No le importaba esperar, incluso le había cogido el gusto. Llevaba años haciéndolo, tantos como los que llevaba ella trabajando allí. No consideraba una pérdida de tiempo esperarla; mientras lo hacía veía a los bebés y el afán protector de sus madres y pensaba en los niños que ellos no tenían aún y que, quizás, nunca tendrían, o se fijaba en los perros que se acercaban a olisquearlo o meaban en el césped y pensaba que sería agradable que, al llegar a casa los dos juntos, saliera a recibirlos un perrito ladrando y moviendo el rabo. Pero, sobre todo, pensaba en la sonrisa de ella al salir y verlo allí, solo por esa sonrisa merecía la pena esperar.

Yo tardé en darme cuenta, lo veía al pasar y llegó un momento en que asumí, después de tantas y tantas veces, que el hombre formaba parte de la plaza, como la fuente o los bancos o los árboles. Al cabo de meses así, un día acerté a pasar cuando ella salía, sonriente, del obrador y él se acercaba, radiante, a darle un beso en los labios. Después, algún día más los vi caminar de la mano, después del trabajo.
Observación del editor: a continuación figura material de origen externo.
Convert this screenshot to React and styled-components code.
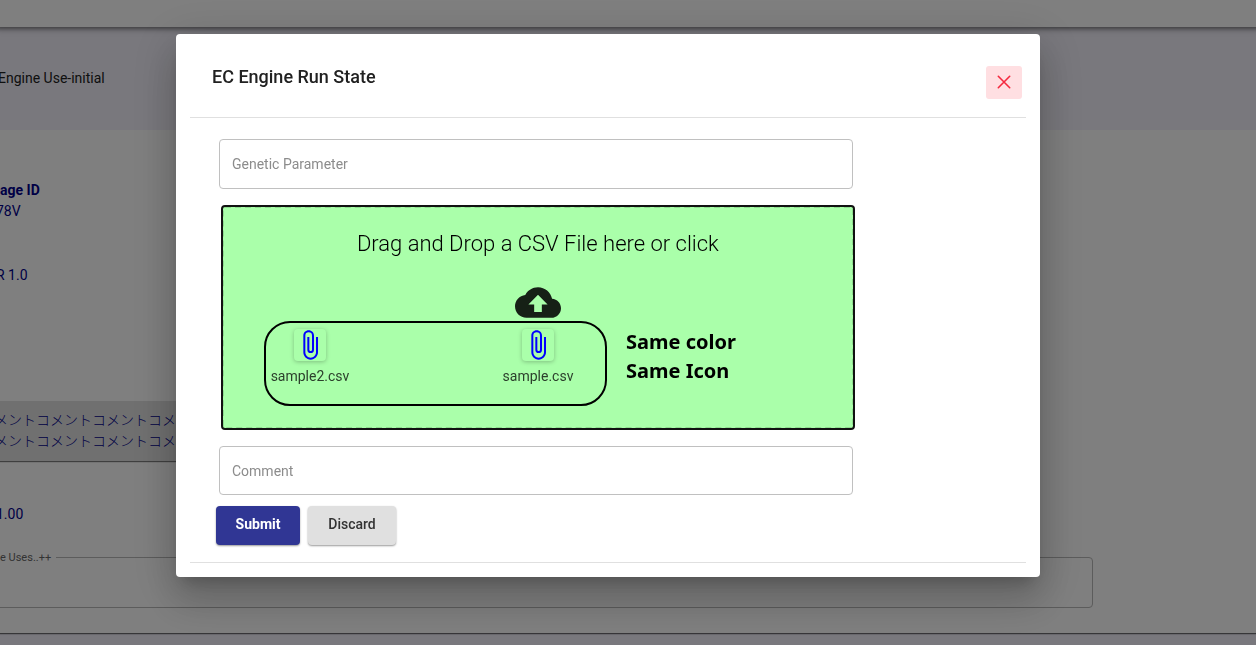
import { useState } from "react";
import styled, { createGlobalStyle } from "styled-components";
import { MdAttachFile } from "react-icons/md";

const GlobalStyle = createGlobalStyle`
    * {
        box-sizing: border-box;
    }

    body {
        margin: 0;
        overflow: hidden;
        background: #f3f1fb;
        font-family: Roboto, "Noto Sans CJK JP", sans-serif;
        font-size: 14px;
        line-height: 21px;
        color: #212121;
    }
`;

const Page = styled.div`
    display: flex;
    flex-direction: column;
    min-height: 100vh;
`;

const TopBar = styled.header`
    height: 27px;
    background: #fff;
    box-shadow: 0 -2px 4px 4px rgba(0, 0, 0, 0.4), 0 -1px 8px 4px rgba(0, 0, 0, 0.15);
    z-index: 1;
`;

const Banner = styled.div`
    display: flex;
    align-items: center;
    height: 103px;
    margin-left: -2px;
`;

const Card = styled.main`
    display: flex;
    flex-direction: column;
    padding: 50px 163px 25px 0;
    background: #fff;
    box-shadow: 0 1px 1px 0 rgba(0, 0, 0, 0.5), 0 0 2px 1px rgba(0, 0, 0, 0.15);
    clip-path: inset(0 0 -4px 0);
    color: #00008b;
`;

const Detail = styled.div`
    display: flex;
    flex-direction: column;
    margin: 0 0 ${({ $space }) => $space}px -4px;
`;

const DetailLabel = styled.strong`
    margin-left: 4px;
    font-weight: 700;
`;

const CommentBlock = styled.div`
    width: 60%;
    height: 60px;
    margin-bottom: 43px;
    padding: 9px 0;
    overflow: hidden;
    background: #e0e0e0;
    box-shadow: 0 1px 1px rgba(0, 0, 0, 0.5);

    p {
        margin: 0 0 0 -6px;
        font-weight: 300;
        white-space: nowrap;
    }
`;

const UsesBox = styled.fieldset`
    height: 57px;
    margin: 0 0 0 -12px;
    padding: 0 6px;
    border: 1px solid #b8b8b8;
    border-radius: 4px;

    legend {
        height: 13px;
        padding: 0 5px;
        font-size: 11px;
        line-height: 14px;
        color: #666;
    }
`;

const Overlay = styled.div`
    position: fixed;
    inset: 0;
    z-index: 10;
    display: flex;
    justify-content: center;
    align-items: flex-start;
    padding: 34px 40px 0 0;
    background: rgba(0, 0, 0, 0.5);
`;

const Dialog = styled.section`
    width: 100%;
    max-width: 864px;
    padding: 0 14px 14px;
    background: #fff;
    border-radius: 4px;
    box-shadow: 0 11px 15px -7px rgba(0, 0, 0, 0.2),
        0 24px 38px 3px rgba(0, 0, 0, 0.14),
        0 9px 46px 8px rgba(0, 0, 0, 0.12);
`;

const DialogHeader = styled.header`
    display: flex;
    justify-content: space-between;
    align-items: flex-start;
    height: 84px;
    padding: 32px 4px 0 22px;
    border-bottom: 1px solid #e0e0e0;
`;

const DialogTitle = styled.h2`
    margin: 0;
    font-size: 18px;
    font-weight: 500;
    line-height: 22px;
`;

const CloseButton = styled.button`
    display: flex;
    justify-content: center;
    align-items: center;
    width: 36px;
    height: 33px;
    padding: 0 0 1px;
    background: #ffdfe2;
    border: none;
    border-radius: 3px;
    color: #f5293f;
    cursor: pointer;
`;

const Form = styled.form`
    display: flex;
    flex-direction: column;
    gap: 16px;
    width: 80%;
    padding: 21px 6px 17px 29px;
`;

const TextField = styled.input`
    width: 100%;
    height: ${({ $height }) => $height}px;
    padding: 0 12px;
    border: 1px solid #c0c0c0;
    border-radius: 4px;
    font: inherit;

    &::placeholder {
        color: #8c8c8c;
        opacity: 1;
    }
`;

const DropZone = styled.div`
    display: flex;
    flex-direction: column;
    align-items: center;
    height: 223px;
    margin: 1px -1px 1px 3px;
    padding-top: 23px;
    border: 2px dashed #8ddb8d;
    border-radius: 3px;
    outline: 2px solid #111;
    outline-offset: -1px;
    background: #aaffaa;
`;

const DropTitle = styled.p`
    margin: 0 0 30px;
    font-size: 22px;
    font-weight: 300;
    line-height: 26px;
    color: #000;
`;

const FileRow = styled.div`
    display: flex;
    align-self: stretch;
    gap: 19px;
    margin-top: 3px;
    padding-left: 40px;
`;

const FileList = styled.ul`
    display: flex;
    justify-content: space-between;
    width: 343px;
    height: 85px;
    margin: 0;
    padding: 6px 23px 0 0;
    border: 2px solid #000;
    border-radius: 26px;
    list-style: none;
`;

const FileItem = styled.li`
    display: flex;
    flex-direction: column;
    align-items: center;
    gap: 5px;
    width: 88px;
    color: #2c402c;
`;

const FileIcon = styled.span`
    display: flex;
    border-radius: 4px;
    box-shadow: 0 1px 4px rgba(0, 0, 0, 0.25);
    color: #0000ff;
`;

const Note = styled.p`
    margin: 0;
    padding-top: 6px;
    font-family: "Noto Sans", sans-serif;
    font-size: 20px;
    font-weight: 700;
    line-height: 29px;
    color: #000;
`;

const Actions = styled.div`
    display: flex;
    gap: 8px;
    margin: -5px 0 0 -3px;
`;

const Button = styled.button`
    width: ${({ $primary }) => ($primary ? 84 : 88)}px;
    height: 39px;
    padding: 0 0 2px;
    background: ${({ $primary }) => ($primary ? "#303694" : "#e0e0e0")};
    border: none;
    border-radius: 4px;
    box-shadow: 0 1px 2px rgba(0, 0, 0, 0.4);
    color: ${({ $primary }) => ($primary ? "#fff" : "#333")};
    font: inherit;
    font-weight: ${({ $primary }) => ($primary ? 700 : 500)};
    cursor: pointer;
`;

const DialogFooter = styled.footer`
    border-top: 1px solid #e0e0e0;
`;

const files = ["sample2.csv", "sample.csv"];

function CloudUpload() {
    return (
        <svg width="46" height="31" viewBox="0 4 24 16" fill="#162016" aria-hidden="true">
            <path d="M19.35 10.04C18.67 6.59 15.64 4 12 4 9.11 4 6.6 5.64 5.35 8.04 2.34 8.36 0 10.91 0 14c0 3.31 2.69 6 6 6h13c2.76 0 5-2.24 5-5 0-2.64-2.05-4.78-4.65-4.96zM14 13v4h-4v-4H7l5-5 5 5h-3z" />
        </svg>
    );
}

function CloseIcon() {
    return (
        <svg width="14" height="14" viewBox="0 0 14 14" fill="none" stroke="currentColor" strokeWidth="1.6" strokeLinecap="round" aria-hidden="true">
            <path d="M1.3 1.3l11.4 11.4M12.7 1.3L1.3 12.7" />
        </svg>
    );
}

function DetailsPage() {
    return (
        <Page>
            <TopBar />
            <Banner>Engine Use-initial</Banner>
            <Card>
                <Detail $space={43}>
                    <DetailLabel>age ID</DetailLabel>
                    <span>78V</span>
                </Detail>
                <Detail $space={115}>R 1.0</Detail>
                <CommentBlock>
                    <p>メントコメントコメントコメントコメントコメント</p>
                    <p>メントコメントコメントコメントコメントコメント</p>
                </CommentBlock>
                <Detail $space={26}>1.00</Detail>
                <UsesBox>
                    <legend>e Uses..++</legend>
                </UsesBox>
            </Card>
        </Page>
    );
}

function RunStateDialog({ onClose }) {
    return (
        <Overlay>
            <Dialog role="dialog" aria-modal="true" aria-labelledby="run-state-title">
                <DialogHeader>
                    <DialogTitle id="run-state-title">EC Engine Run State</DialogTitle>
                    <CloseButton type="button" aria-label="Close" onClick={onClose}>
                        <CloseIcon />
                    </CloseButton>
                </DialogHeader>

                <Form onSubmit={(e) => e.preventDefault()}>
                    <TextField $height={50} name="parameter" aria-label="Genetic Parameter" placeholder="Genetic Parameter" />

                    <DropZone>
                        <DropTitle>Drag and Drop a CSV File here or click</DropTitle>
                        <CloudUpload />
                        <FileRow>
                            <FileList>
                                {files.map((file) => (
                                    <FileItem key={file}>
                                        <FileIcon><MdAttachFile size={32} /></FileIcon>
                                        <span>{file}</span>
                                    </FileItem>
                                ))}
                            </FileList>
                            <Note>Same color<br />Same Icon</Note>
                        </FileRow>
                    </DropZone>

                    <TextField $height={49} name="comment" aria-label="Comment" placeholder="Comment" />

                    <Actions>
                        <Button type="submit" $primary>Submit</Button>
                        <Button type="button" onClick={onClose}>Discard</Button>
                    </Actions>
                </Form>
                <DialogFooter />
            </Dialog>
        </Overlay>
    );
}

function App() {
    const [open, setOpen] = useState(true);

    return (
        <>
            <GlobalStyle />
            <DetailsPage />
            {open && <RunStateDialog onClose={() => setOpen(false)} />}
        </>
    );
}

export default App;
En mi propia rutina, los domingos y los festivos eran los días en los que él no estaba en la plaza, para volver el lunes a la rutina de ellos dos.

Sin embargo, un día entre semana de un mes de octubre, cuando la plaza ya estaba cubierta de hojas amarillentas que el viento arrastraba, no lo vi. No lo vi esperando en la plaza y en la trapa cerrada del obrador alguien había puesto un papel escrito a mano donde podía leerse “Cerrado por defunción”. Tampoco lo vi al día siguiente ni en la semana siguiente, por lo que deduje que, quizás, la muerta era ella. De esto hace casi dos años.
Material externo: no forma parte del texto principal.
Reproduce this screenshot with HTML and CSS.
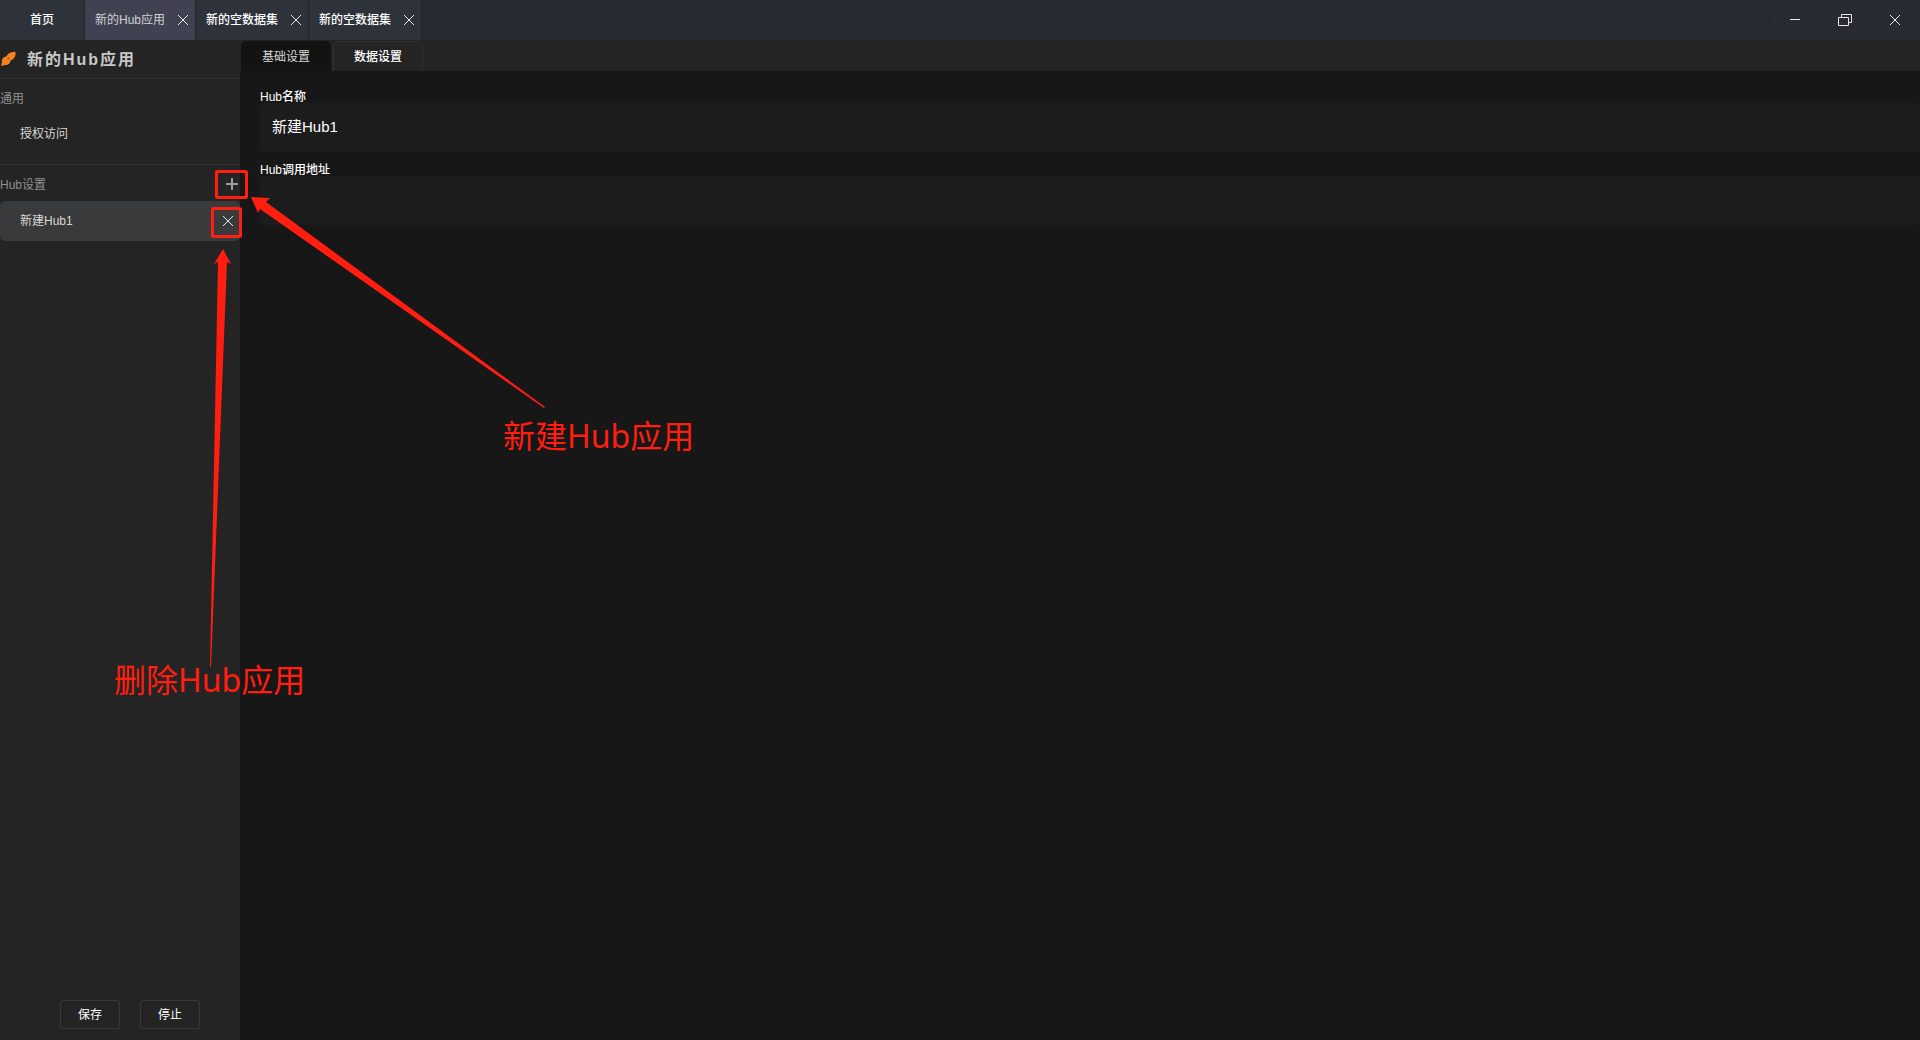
FILE: index.html
```html
<!DOCTYPE html>
<html lang="zh-CN">
<head>
  <meta charset="UTF-8" />
  <meta name="viewport" content="width=device-width, initial-scale=1.0" />
  <title>新的Hub应用</title>
  <link rel="stylesheet" href="styles.css">
</head>
<body>
  <header class="titlebar">
    <nav class="window-tabs">
      <div class="window-tab home"><button class="tab-name">首页</button></div>
      <div class="window-tab active">
        <button class="tab-name">新的Hub应用</button>
        <button class="close-btn" aria-label="关闭"><svg width="12" height="12" viewBox="0 0 12 12"><path d="M1 1L11 11M11 1L1 11" /></svg></button>
      </div>
      <div class="window-tab">
        <button class="tab-name">新的空数据集</button>
        <button class="close-btn" aria-label="关闭"><svg width="12" height="12" viewBox="0 0 12 12"><path d="M1 1L11 11M11 1L1 11" /></svg></button>
      </div>
      <div class="window-tab">
        <button class="tab-name">新的空数据集</button>
        <button class="close-btn" aria-label="关闭"><svg width="12" height="12" viewBox="0 0 12 12"><path d="M1 1L11 11M11 1L1 11" /></svg></button>
      </div>
    </nav>
    <div class="window-controls">
      <button aria-label="最小化"><svg width="14" height="12" viewBox="0 0 14 12"><path d="M2 5.5H12" /></svg></button>
      <button aria-label="还原"><svg width="14" height="12" viewBox="0 0 14 12"><path d="M0.5 3.5H10.5V11.5H0.5ZM3.5 3.5V0.5H13.5V8.5H10.5" /></svg></button>
      <button aria-label="关闭"><svg width="12" height="12" viewBox="0 0 12 12"><path d="M1 1L11 11M11 1L1 11" /></svg></button>
    </div>
  </header>

  <div class="workspace">
    <aside class="sidebar">
      <div class="app-title">
        <svg class="app-icon" width="16" height="16" viewBox="0 0 16 16">
          <path d="M15.500 1C11.500 0.500 7.500 2 6.500 5.500C3.500 5.500 1.500 8 2 11L1 15L5 14C8 14.500 10.500 12.500 10.500 9.500C14 8.500 16 5 15.500 1Z" />
          <circle cx="8.500" cy="7.500" r="1" />
        </svg>
        <h1>新的Hub应用</h1>
      </div>

      <section class="side-group general">
        <div class="group-head"><h2>通用</h2></div>
        <button class="side-item">授权访问</button>
      </section>

      <section class="side-group">
        <div class="group-head">
          <h2>Hub设置</h2>
          <button class="add-btn" aria-label="新建"><svg width="14" height="14" viewBox="0 0 14 14"><path d="M7 1V13M1 7H13" /></svg></button>
        </div>
        <div class="side-row active">
          <button class="side-item">新建Hub1</button>
          <button class="close-btn" aria-label="删除"><svg width="12" height="12" viewBox="0 0 12 12"><path d="M1 1L11 11M11 1L1 11" /></svg></button>
        </div>
      </section>

      <div class="side-actions">
        <button>保存</button>
        <button>停止</button>
      </div>
    </aside>

    <main class="content">
      <nav class="page-tabs">
        <button class="active">基础设置</button>
        <button>数据设置</button>
      </nav>
      <form class="settings">
        <label for="hubName">Hub名称</label>
        <input type="text" id="hubName" value="新建Hub1" />
        <label for="hubUrl">Hub调用地址</label>
        <input type="text" id="hubUrl" />
      </form>
    </main>
  </div>

  <!-- red notes over the page -->
  <div class="notes">
    <svg class="note-lines" width="560" height="680" viewBox="0 0 560 680">
      <rect x="216.500" y="171.500" width="30" height="26" rx="1" />
      <rect x="212.500" y="208.500" width="28" height="28" rx="1" />
      <path d="M251 197L270 198L266 202L545 407L544 408L260 209L258 213Z" />
      <path d="M223 249L231 264L227 262L211 667H210L218 262L214 264Z" />
    </svg>
    <p class="note add-note">新建Hub应用</p>
    <p class="note delete-note">删除Hub应用</p>
  </div>
</body>
</html>
```
FILE: styles.css
```css
* {
  box-sizing: border-box;
}

body {
  margin: 0;
  height: 100vh;
  display: flex;
  flex-direction: column;
  overflow: hidden;
  background-color: #171717;
  color: #ffffff;
  font-family: "Liberation Sans", "Noto Sans CJK SC", sans-serif;
  font-size: 12px;
}

h1, h2, p {
  margin: 0;
}

button {
  padding: 0;
  border: none;
  background: none;
  color: inherit;
  font: inherit;
  cursor: pointer;
}

svg {
  display: block;
  fill: none;
  stroke: #e8e8e8;
}

/* title bar */
.titlebar {
  display: flex;
  justify-content: space-between;
  height: 40px;
  background-color: #282b34;
}

.window-tabs {
  display: flex;
}

.window-tab {
  display: flex;
  align-items: center;
  gap: 12px;
  padding: 0 6px 0 10px;
  border-right: 1px solid #23252b;
  background-color: #2e323b;
  font-weight: 500;
}

.window-tab.home {
  padding: 0 30px;
}

.window-tab.active {
  background-color: #404251;
  color: #d0d0d4;
  font-weight: 400;
}

.tab-name {
  padding-bottom: 3px;
}

.window-controls {
  display: flex;
  align-items: center;
}

.window-controls button {
  display: flex;
  justify-content: center;
  width: 50px;
}

.window-controls::before {
  content: "";
  width: 1px;
  height: 20px;
  background-color: #23252b;
}

/* sidebar */
.workspace {
  flex: 1;
  display: flex;
  min-height: 0;
}

.sidebar {
  width: 240px;
  display: flex;
  flex-direction: column;
  background-color: #242424;
}

.app-title {
  display: flex;
  align-items: center;
  gap: 11px;
  height: 39px;
  border-bottom: 1px solid #303030;
}

.app-title h1 {
  padding-bottom: 2px;
  color: #c8c8c8;
  font-size: 16px;
  letter-spacing: 2px;
}

.app-icon {
  fill: #f58220;
  stroke: none;
}

.app-icon circle {
  fill: #a35314;
}

.group-head {
  display: flex;
  align-items: center;
  justify-content: space-between;
  height: 36px;
  padding: 2px 1px 0 0;
}

.group-head h2 {
  padding-bottom: 2px;
  color: #909090;
  font-size: 12px;
  font-weight: 400;
}

.general {
  padding-bottom: 15px;
  border-bottom: 1px solid #303030;
}

.side-item {
  height: 34px;
  padding: 0 20px;
  color: #d8d8d8;
}

.add-btn svg {
  stroke: #a0a0a0;
  stroke-width: 2;
}

.side-row {
  display: flex;
  align-items: center;
  justify-content: space-between;
  height: 40px;
  padding-right: 6px;
  border-radius: 5px;
}

.side-row.active {
  background-color: #393a3c;
}

.side-row .side-item {
  padding-bottom: 3px;
}

.side-actions {
  display: flex;
  gap: 20px;
  margin-top: auto;
  padding: 0 0 11px 60px;
}

.side-actions button {
  width: 60px;
  height: 29px;
  padding-bottom: 2px;
  border: 1px solid #383838;
  border-radius: 3px;
}

/* content */
.content {
  flex: 1;
  min-width: 0;
}

.page-tabs {
  display: flex;
  gap: 2px;
  height: 31px;
  padding: 1px 1px 0;
  background-color: #242424;
}

.page-tabs button {
  width: 90px;
  padding-bottom: 2px;
  border: 1px solid #303030;
  border-bottom: none;
  border-radius: 5px 5px 0 0;
  font-weight: 500;
}

.page-tabs button.active {
  border-color: #131313;
  background-color: #131313;
  color: #d8d8d8;
  font-weight: 400;
}

.settings {
  display: flex;
  flex-direction: column;
  padding: 20px 0 0 20px;
}

.settings label {
  line-height: 12px;
  font-weight: 500;
}

.settings input {
  height: 49px;
  margin-bottom: 12px;
  padding: 0 12px 4px;
  border: none;
  border-radius: 4px;
  outline: none;
  background-color: #1c1c1c;
  color: #ffffff;
  font: inherit;
  font-size: 15px;
}

/* notes */
.note-lines {
  position: absolute;
  top: 0;
  left: 0;
  fill: #ff1e10;
  stroke: none;
  pointer-events: none;
}

.note-lines rect {
  fill: none;
  stroke: #ff1e10;
  stroke-width: 3;
}

.note {
  position: absolute;
  color: #ff1e10;
  font-family: "Noto Sans", "Noto Sans CJK SC", sans-serif;
  font-size: 32px;
  line-height: 40px;
  white-space: nowrap;
}

.add-note {
  top: 416px;
  left: 503px;
}

.delete-note {
  top: 660px;
  left: 114px;
}
```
Al cabo de diez o quince días volví a verlo en la plaza, a la misma hora y en el mismo banco, y así, de lunes a viernes, hasta que un día acerté a pasar cuando el obrador cerraba; la mujer sonriente no salió hacia la plaza, entonces, él se levantó, esperó hasta que la trapa se cerró con ese estruendo que cerraba también su mundo y se marchó.

La rutina

La rutina me salvó de muchas cosas,

tantas veces,

de caer en la desesperación,

de dejarme apabullar por los problemas,

de darme tiempo para pensar

en lo que debía o no debía hacer,

de ordenar mi tiempo y decidir

qué era lo importante,

hasta que llegó un momento en que la rutina

jugó conmigo a estrangularme

y a coserme los párpados

para no mirar

más allá,

y, entonces,

me dejé llevar por la locura,

abrí las ventanas

y el siroco renovó el aire que respiro

y pude mirar más lejos,

y más cerca, mucho más cerca,

y decidí

quedarme donde estoy

ahora,

en este otoño ventoso y colorido,

próximo a las nieves del invierno,

pero que conserva aún,

como una reliquia,

los aromas de la primavera

del alma.

En la noche

Hace mucho tiempo ya que todos los gatos son pardos, aunque yo no soy consciente de ello.

De pronto, un aullido feroz me devuelve a la vida y ya solo existe para mí esa ambulancia que se aleja veloz hacia el hospital. Pienso entonces que esa sirena es un signo de vida, un signo de esperanza; ¿para qué si no, si el enfermo ya fuera un cadáver?

Y me alegro por él, o por ella, y también por mí, que, ahora, soy consciente de eso, de que estoy viva. Y cierro lo ojos otra vez, para soñar contigo.